■ **GOAL OF THE EXERCISE**
Identify the lines that contain the string "table" and copy all of them.

# # # #

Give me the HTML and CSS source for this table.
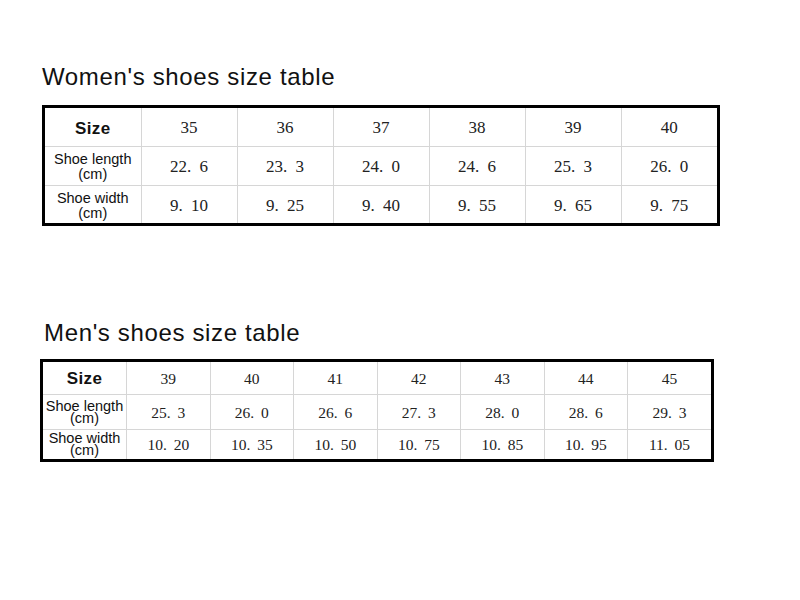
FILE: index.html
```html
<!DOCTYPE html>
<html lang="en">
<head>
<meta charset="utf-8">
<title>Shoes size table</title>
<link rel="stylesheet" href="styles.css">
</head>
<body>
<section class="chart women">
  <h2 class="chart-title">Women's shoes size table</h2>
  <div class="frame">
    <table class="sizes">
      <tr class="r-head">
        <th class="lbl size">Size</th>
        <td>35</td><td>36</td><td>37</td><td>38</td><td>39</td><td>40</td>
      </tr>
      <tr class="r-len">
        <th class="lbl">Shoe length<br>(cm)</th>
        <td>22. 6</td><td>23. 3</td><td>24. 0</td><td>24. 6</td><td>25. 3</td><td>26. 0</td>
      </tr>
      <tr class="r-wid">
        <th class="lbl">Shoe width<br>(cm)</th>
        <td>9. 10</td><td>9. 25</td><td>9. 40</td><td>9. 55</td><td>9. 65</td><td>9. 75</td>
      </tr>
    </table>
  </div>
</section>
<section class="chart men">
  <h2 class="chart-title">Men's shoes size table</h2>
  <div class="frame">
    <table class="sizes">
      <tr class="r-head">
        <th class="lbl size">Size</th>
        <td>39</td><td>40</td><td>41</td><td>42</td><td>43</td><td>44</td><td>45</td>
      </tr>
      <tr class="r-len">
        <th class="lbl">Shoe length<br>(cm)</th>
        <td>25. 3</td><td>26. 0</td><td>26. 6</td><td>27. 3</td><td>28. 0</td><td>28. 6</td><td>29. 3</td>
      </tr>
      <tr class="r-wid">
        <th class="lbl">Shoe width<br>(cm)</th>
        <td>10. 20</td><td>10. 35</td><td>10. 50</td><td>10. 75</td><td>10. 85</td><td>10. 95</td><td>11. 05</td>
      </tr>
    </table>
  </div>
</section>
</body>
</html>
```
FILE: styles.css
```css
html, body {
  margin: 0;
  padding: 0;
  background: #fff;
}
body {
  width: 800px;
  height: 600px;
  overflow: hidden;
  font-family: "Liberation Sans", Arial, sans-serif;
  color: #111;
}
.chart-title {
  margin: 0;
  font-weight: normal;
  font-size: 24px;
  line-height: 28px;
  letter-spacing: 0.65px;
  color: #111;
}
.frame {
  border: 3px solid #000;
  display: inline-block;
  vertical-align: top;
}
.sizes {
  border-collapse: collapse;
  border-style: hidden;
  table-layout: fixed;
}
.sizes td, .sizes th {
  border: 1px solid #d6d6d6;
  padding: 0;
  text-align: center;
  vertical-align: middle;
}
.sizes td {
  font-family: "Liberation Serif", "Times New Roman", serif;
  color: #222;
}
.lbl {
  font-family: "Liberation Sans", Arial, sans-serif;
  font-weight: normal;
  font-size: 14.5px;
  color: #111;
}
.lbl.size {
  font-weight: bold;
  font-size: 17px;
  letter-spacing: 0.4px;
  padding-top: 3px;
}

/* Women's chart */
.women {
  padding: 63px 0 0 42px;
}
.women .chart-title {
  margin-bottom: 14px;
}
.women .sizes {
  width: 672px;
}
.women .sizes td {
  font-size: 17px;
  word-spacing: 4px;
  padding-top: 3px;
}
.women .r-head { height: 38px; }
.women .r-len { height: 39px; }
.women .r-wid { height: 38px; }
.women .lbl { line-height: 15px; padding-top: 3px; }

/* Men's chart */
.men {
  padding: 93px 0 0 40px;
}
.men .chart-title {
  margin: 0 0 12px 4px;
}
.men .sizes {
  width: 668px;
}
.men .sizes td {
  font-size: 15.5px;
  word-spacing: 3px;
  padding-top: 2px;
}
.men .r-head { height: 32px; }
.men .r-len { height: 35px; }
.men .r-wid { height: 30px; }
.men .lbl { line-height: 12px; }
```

# # # #

■ **RESPONSE TO THE EXERCISE**
Give me the HTML and CSS source for this table.
<title>Shoes size table</title>
  <h2 class="chart-title">Women's shoes size table</h2>
    <table class="sizes">
    </table>
  <h2 class="chart-title">Men's shoes size table</h2>
    <table class="sizes">
    </table>
  table-layout: fixed;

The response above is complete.